WASHINGTON – Secretary of State Rex Tillerson plans to visit Japan, South Korea and China later this month mainly for talks on North Korean issues, diplomatic sources said Friday.
In what will be his first trip to the region since becoming President Donald Trump’s top diplomat on Feb. 1, Tillerson is arranging to visit Japan on March 17 and 18 for talks with Foreign Minister Fumio Kishida, the sources said.
The trip comes as the Trump administration is reportedly reviewing its policy options for North Korea, ranging from putting the country back on a list of state sponsors of terrorism, to use of military force and regime change to curb the nuclear threat posed by Pyongyang.
During the visit to Beijing, Tillerson plans to meet with Chinese Foreign Minister Wang Yi and possibly with President Xi Jinping, according to the sources.
The two sides are expected to coordinate a meeting between Xi and Trump in the United States as early as April, they said.
Tillerson is expected to urge China, which has considerable economic leverage on North Korea, to put more pressure on Pyongyang. Trump has complained Beijing has not been doing enough to press Pyongyang to rein in its development of nuclear weapons and ballistic missiles.
Tillerson also plans to seek China’s approval of the planned deployment in South Korea of an advanced U.S. missile defense system known as the Terminal High Altitude Area Defense system, or THAAD, as part of a greater deterrence effort against North Korea.
He is likely to raise trade issues between the world’s two biggest economies and Washington’s objection to Beijing’s island construction and militarization of outposts in disputed areas of the South China Sea as well.
In the Tokyo meeting, Tillerson and Kishida are likely to discuss the specific timing of a visit to Japan by Trump this year, according to the sources.
In Seoul, Tillerson plans to hold talks with South Korean Foreign Minister Yun Byung-se at which North Korea’s weapons development as well as the Feb. 13 assassination of Kim Jong Nam, the half brother of North Korean leader Kim Jong Un, in Malaysia are likely to be at the top of the agenda.
Trump administration officials have said “all options” are under consideration to deal with the North, a departure from the previous policy of “strategic patience” pursued by Trump’s predecessor, Barack Obama.

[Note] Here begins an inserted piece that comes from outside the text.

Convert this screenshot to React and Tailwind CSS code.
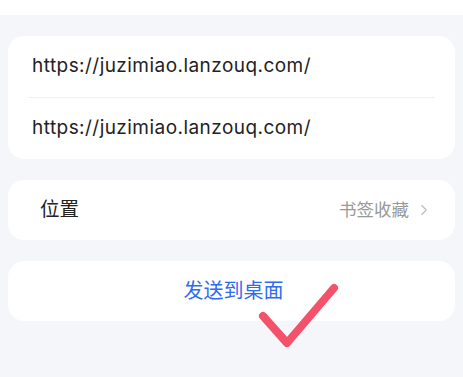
import { ChevronRight } from "lucide-react";

const font = { fontFamily: '"Inter", "Noto Sans CJK SC", sans-serif' };

export default function App() {
  return (
    <div className="relative h-[377px] w-[463px] overflow-hidden bg-[#f5f6fa]" style={font}>
      <div className="h-[15px] bg-white" />
      <div className="flex flex-col gap-[21px] px-[8px] pt-[21px]">
        <div className="rounded-[16px] bg-white">
          <div className="flex h-[61px] items-center pl-[24px] text-[19px] tracking-[0.45px] text-[#222]">
            https://juzimiao.lanzouq.com/
          </div>
          <div className="mx-[20px] h-px bg-[#f0f0f2]" />
          <div className="flex h-[61px] items-center pl-[24px] text-[19px] tracking-[0.45px] text-[#222]">
            https://juzimiao.lanzouq.com/
          </div>
        </div>
        <div className="flex h-[60px] items-center justify-between rounded-[16px] bg-white pl-[32px] pr-[22px]">
          <span className="text-[19.5px] text-[#222]">位置</span>
          <span className="flex items-center gap-[6px] text-[17.5px] text-[#999]">
            书签收藏
            <ChevronRight size={18} strokeWidth={1.5} className="text-[#bbb]" />
          </span>
        </div>
        <div className="flex h-[60px] items-center justify-center rounded-[16px] bg-white">
          <span className="ml-[4px] text-[20px] text-[#2f6bf0]">发送到桌面</span>
        </div>
      </div>
      <svg className="absolute left-0 top-0" width="463" height="377">
        <polyline
          points="263,316 287,343 334,288"
          fill="none"
          stroke="#f4516a"
          strokeWidth="8"
          strokeLinecap="round"
          strokeLinejoin="round"
        />
      </svg>
    </div>
  );
}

Obama’s policy of patience — or waiting for North Korea to change its behavior under the pressure of sanctions — has been widely regarded as ineffective in curbing its missile and nuclear weapon development.
Last year alone, North Korea launched more than 20 ballistic missiles as well as conducting two atomic tests, including its most powerful to date.
Last month, Pyongyang test-launched an intermediate-range ballistic missile in violation of U.N. Security Council resolutions that expressly prohibit the country’s ballistic missile and nuclear programs — an act that many analysts regarded as a test of Trump’s North Korea policy.
The Feb. 12 launch was followed by the killing of Kim Jong Nam, in which Pyongyang’s involvement is suspected. Malaysian police have determined that the highly toxic nerve agent VX was used to swiftly kill him at Kuala Lumpur International Airport.